--- Begin MATERIAL ---

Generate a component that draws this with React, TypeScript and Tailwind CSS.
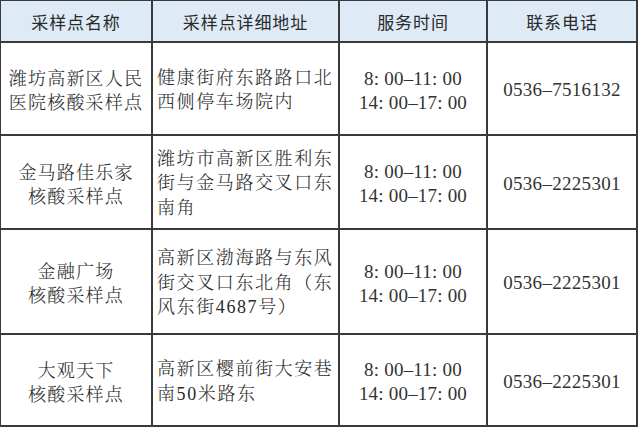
import React from "react";

const serif = "font-['Liberation_Serif','Noto_Serif_CJK_SC','Noto_Sans_CJK_SC',serif]";

type Row = { name: string[]; addr: string[]; phone: string };

const rows: Row[] = [
  { name: ["潍坊高新区人民", "医院核酸采样点"], addr: ["健康街府东路路口北", "西侧停车场院内"], phone: "0536-7516132" },
  { name: ["金马路佳乐家", "核酸采样点"], addr: ["潍坊市高新区胜利东", "街与金马路交叉口东", "南角"], phone: "0536-2225301" },
  { name: ["金融广场", "核酸采样点"], addr: ["高新区渤海路与东风", "街交叉口东北角（东", "风东街4687号）"], phone: "0536-2225301" },
  { name: ["大观天下", "核酸采样点"], addr: ["高新区樱前街大安巷", "南50米路东"], phone: "0536-2225301" },
];

const headers = ["采样点名称", "采样点详细地址", "服务时间", "联系电话"];

export default function App() {
  return (
    <div className="w-[640px] h-[428px] bg-white">
      <div className="w-[638px] bg-[#3a3a3a] pt-[1px] pl-[1px] pr-[2px] pb-[2px] grid grid-cols-[150px_185px_146px_148px] grid-rows-[40px_91px_92px_103px_90px] gap-[2px]">
        {headers.map((h) => (
          <div
            key={h}
            className="bg-[#deeaf6] flex items-center justify-center font-['Noto_Sans_CJK_SC',sans-serif] font-normal text-[17px] tracking-[0.9px] text-[#2a2a2a] pt-[1px]"
          >
            {h}
          </div>
        ))}
        {rows.map((r, i) => (
          <React.Fragment key={i}>
            <div className={`bg-white flex flex-col items-center justify-center pt-[5px] ${serif} font-light text-[18px] leading-[24px] tracking-[1.2px] text-[#2a2a2a]`}>
              {r.name.map((l) => (
                <div key={l} className="whitespace-nowrap">{l}</div>
              ))}
            </div>
            <div className={`bg-white flex flex-col justify-center pl-[4px] pt-[3px] ${serif} font-light text-[18px] leading-[24.5px] tracking-[1.6px] text-[#2a2a2a]`}>
              {r.addr.map((l) => (
                <div key={l} className="whitespace-nowrap">{l}</div>
              ))}
            </div>
            <div className={`bg-white flex flex-col items-center justify-center pt-[4px] ${serif} text-[19px] leading-[24px] tracking-[0.2px] text-[#333]`}>
              <div>8: 00–11: 00</div>
              <div>14: 00–17: 00</div>
            </div>
            <div className={`bg-white flex items-center justify-center pt-[4px] ${serif} text-[19px] tracking-[0.3px] text-[#333]`}>
              {r.phone.replace("-", "–")}
            </div>
          </React.Fragment>
        ))}
      </div>
    </div>
  );
}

--- End MATERIAL ---

Copy the material above in full and exactly, skipping pictures.

Generate a component that draws this with React, TypeScript and Tailwind CSS.
import React from "react";

const serif = "font-['Liberation_Serif','Noto_Serif_CJK_SC','Noto_Sans_CJK_SC',serif]";

type Row = { name: string[]; addr: string[]; phone: string };

const rows: Row[] = [
  { name: ["潍坊高新区人民", "医院核酸采样点"], addr: ["健康街府东路路口北", "西侧停车场院内"], phone: "0536-7516132" },
  { name: ["金马路佳乐家", "核酸采样点"], addr: ["潍坊市高新区胜利东", "街与金马路交叉口东", "南角"], phone: "0536-2225301" },
  { name: ["金融广场", "核酸采样点"], addr: ["高新区渤海路与东风", "街交叉口东北角（东", "风东街4687号）"], phone: "0536-2225301" },
  { name: ["大观天下", "核酸采样点"], addr: ["高新区樱前街大安巷", "南50米路东"], phone: "0536-2225301" },
];

const headers = ["采样点名称", "采样点详细地址", "服务时间", "联系电话"];

export default function App() {
  return (
    <div className="w-[640px] h-[428px] bg-white">
      <div className="w-[638px] bg-[#3a3a3a] pt-[1px] pl-[1px] pr-[2px] pb-[2px] grid grid-cols-[150px_185px_146px_148px] grid-rows-[40px_91px_92px_103px_90px] gap-[2px]">
        {headers.map((h) => (
          <div
            key={h}
            className="bg-[#deeaf6] flex items-center justify-center font-['Noto_Sans_CJK_SC',sans-serif] font-normal text-[17px] tracking-[0.9px] text-[#2a2a2a] pt-[1px]"
          >
            {h}
          </div>
        ))}
        {rows.map((r, i) => (
          <React.Fragment key={i}>
            <div className={`bg-white flex flex-col items-center justify-center pt-[5px] ${serif} font-light text-[18px] leading-[24px] tracking-[1.2px] text-[#2a2a2a]`}>
              {r.name.map((l) => (
                <div key={l} className="whitespace-nowrap">{l}</div>
              ))}
            </div>
            <div className={`bg-white flex flex-col justify-center pl-[4px] pt-[3px] ${serif} font-light text-[18px] leading-[24.5px] tracking-[1.6px] text-[#2a2a2a]`}>
              {r.addr.map((l) => (
                <div key={l} className="whitespace-nowrap">{l}</div>
              ))}
            </div>
            <div className={`bg-white flex flex-col items-center justify-center pt-[4px] ${serif} text-[19px] leading-[24px] tracking-[0.2px] text-[#333]`}>
              <div>8: 00–11: 00</div>
              <div>14: 00–17: 00</div>
            </div>
            <div className={`bg-white flex items-center justify-center pt-[4px] ${serif} text-[19px] tracking-[0.3px] text-[#333]`}>
              {r.phone.replace("-", "–")}
            </div>
          </React.Fragment>
        ))}
      </div>
    </div>
  );
}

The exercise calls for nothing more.